After a surprising 4th quarter cameo from Anthony Tolliver, should the Trail Blazers look at using small line-ups in the future?
The Trail Blazers have needed a hero recently. Damian Lillard and CJ McCollum have done their best to win games all season, but tonight they needed help from an unlikely source, 12-year NBA veteran Anthony Tolliver. How did Tolliver come up huge in the fourth quarter and what can the team take from this performance moving forward?
The big-men positions have been a problem for the Trail Blazers all year. Injuries to key players, then Hassan Whiteside‘s inconsistency have made it really tough defensively for this team. Whiteside’s rim protection has been good but his inability to close out to the three-point line has meant this team gets torched on a nightly basis from three.
Journeyman Tolliver was signed on the veterans minimum in the July free agency window in the hope he could offer toughness and three-point shooting. When Zach Collins and then Rodney Hood went down in November and December respectively, Tolliver moved in and out of the rotation and wasn’t able to nail down regular minutes.
With the injury then to back-up center Skal Labissiere, Tolliver has had more of a role and even started against Giannis Antetokounmpo and the Milwaukee Bucks. Tolliver’s defense, on Giannis especially was encouraging. His positioning was strong and he walled up and shifted his feet well to deny him easy looks at the basket.
Getting significant minutes in the third and fourth quarter in a win over the Hornets, Tolliver was able to tap several offensive rebounds back out while opening the floor up by being spaced out to the three-point line. Both Lillard and McCollum had different routes to the basket with the opposition big away from the rim.
One key difference when Tolliver is on the floor versus Whiteside, is his mobility. Tolliver, though he may not have many assists on the box-score, assists teammates based on his usage at double the rate Whiteside does.
Tolliver also steps up on ball screens compared to Whiteside who sits back and often gives up open shots.

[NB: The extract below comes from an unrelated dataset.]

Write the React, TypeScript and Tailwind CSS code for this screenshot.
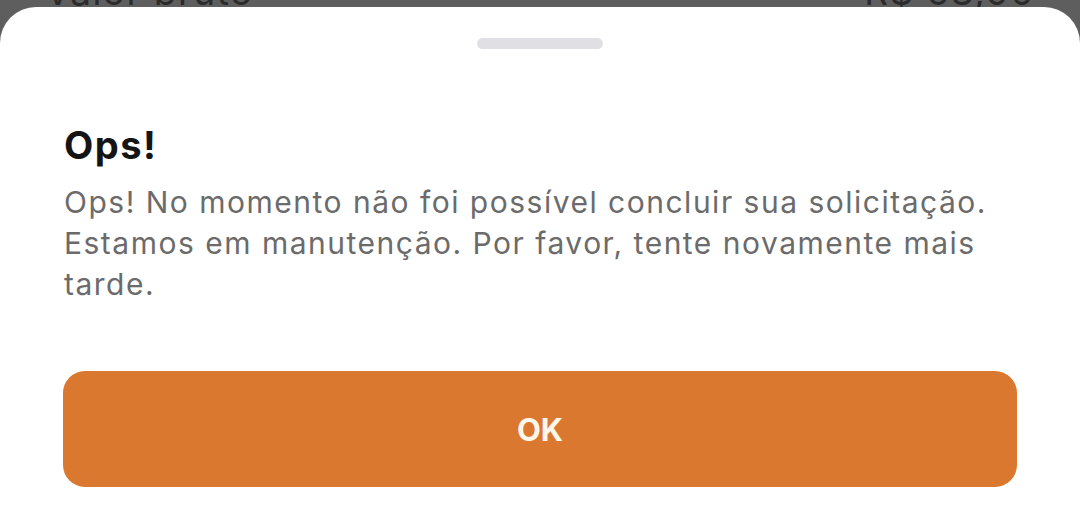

Though having Tolliver on the floor instead means the rim protection numbers are much worse, how would things look with an upgraded version of Tolliver on the floor?
With a defensive minded four / five who can stretch the floor, you saw the Blazers play a completely different style of offense. Five out, or four people playing off Lillard, gave the floor a completely different look spacing wise.
This four / five combo player may not be on the market at the moment. But it bodes well for the future when you saw how Tolliver fitted in. Collins came to mind as the four / five type of player that could succeed in this system, ideally you would like someone that could roll to the rim as well as pop. But Collins is young and can add this to his repertoire.
The space it would give shifty players McCollum and Lillard would change the way they are defended. Rather than the opposition big being rooted to the paint they would have to track back to the paint from the perimeter.
Whiteside still has value for a team, but defensively he is a liability in every pick and roll. In the modern NBA, bigs need to be able to defend out to the three-point line at least competently. Also Whiteside isn’t a good passer so when he has the ball on a post-up he isn’t a threat to hit cutters or three-point shooters.
Tolliver’s performance against the Hornets shows how this team can play offensively next year and beyond. With the return of Nurkic then Collins, they can play both ways. With Collins at the five they can stretch the opposition big right out to the three-point line.
For the moment though, Whiteside is the big on this team and he needs to be used appropriately. Let’s hope we get maximum value out of him until the other bigs return, or we make a trade.